Why is the Ms Dhu Inquest still important today?
The death of Ms Dhu highlights the disproportionate rates of incarceration for Indigenous communities. Indigenous Australians make up 3% of the population, and yet make up 36% of the incarcerated female population. In the case of Ms Dhu, she was in custody for unpaid fines, which cost her her life. Police custody should not be a death sentence, and yet in the last 30 years we’ve seen close to 500 black deaths in custody.
It is important we continue to support journalism which holds authorities to account and challenges injustice for Indigenous Australians. Judges of the 2017 Indigenous Issues Reporting category commented on the importance of the media for bringing Indigenous deaths in custody to light,
“[Calla Wahlquist’s] reporting led the way in achieving social justice for the family of Miss Dhu. We can’t undo what happened but her journalism helped to keep it in people’s minds and focused public attention on this appalling death in custody.”
What action can we take?
If you’re an Indigenous child, you’re 24 times more likely to be imprisoned than your non-Indigenous classmates. The criminal age of responsibility means children as young as 10 can be imprisoned.

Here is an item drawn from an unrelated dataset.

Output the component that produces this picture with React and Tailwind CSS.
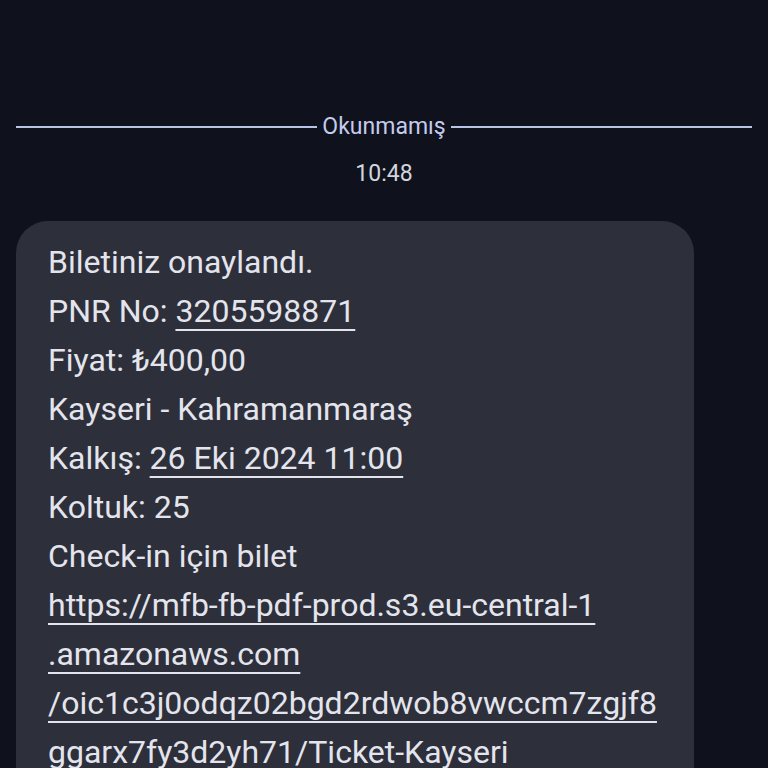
import React from 'react';

const lines = [
  { text: "Biletiniz onaylandı." },
  { label: "PNR No: ", link: "3205598871" },
  { text: "Fiyat: ₺400,00" },
  { text: "Kayseri - Kahramanmaraş" },
  { label: "Kalkış: ", link: "26 Eki 2024 11:00" },
  { text: "Koltuk: 25" },
  { text: "Check-in için bilet" },
  { link: "https://mfb-fb-pdf-prod.s3.eu-central-1" },
  { link: ".amazonaws.com" },
  { link: "/oic1c3j0odqz02bgd2rdwob8vwccm7zgjf8" },
  { link: "ggarx7fy3d2yh71/Ticket-Kayseri" },
];

const Link = ({ children }) => (
  <span className="underline decoration-2 underline-offset-[7px]">{children}</span>
);

export default function App() {
  return (
    <div className="w-[768px] h-[768px] overflow-hidden bg-[#0f121c] pt-[113px]" style={{ fontFamily: "Roboto, 'Noto Sans', sans-serif" }}>
      <div className="flex items-center px-4 gap-[5px]">
        <div className="flex-1 h-[2px] bg-[#b9c3e6]" />
        <span className="text-[23px] leading-7 text-[#c4cbec]">Okunmamış</span>
        <div className="flex-1 h-[2px] bg-[#b9c3e6]" />
      </div>
      <p className="text-center text-[23px] leading-7 text-[#d3d5de] mt-[19px]">10:48</p>
      <div className="ml-4 mt-[33px] w-[678px] rounded-[32px] bg-[#2d2f3b] pl-8 pt-[17px] pb-8 text-[32px] leading-[49px] text-[#e4e5ec]">
        {lines.map((l, i) => (
          <div key={i} className="whitespace-nowrap">
            {l.text}
            {l.label}
            {l.link && <Link>{l.link}</Link>}
          </div>
        ))}
      </div>
    </div>
  );
}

We have a responsibility to work together to demand justice for all lives lost in custody, and continue to fight for the lives of children and all those who are trapped in prisons.
Photographer and Judge of this years’ Photography category for the 2021 Media Awards, Nick Moir says of the importance of the press:
“We are hypocrites when we point the finger and yet our first Australians lay in living standards and high incarceration rates.”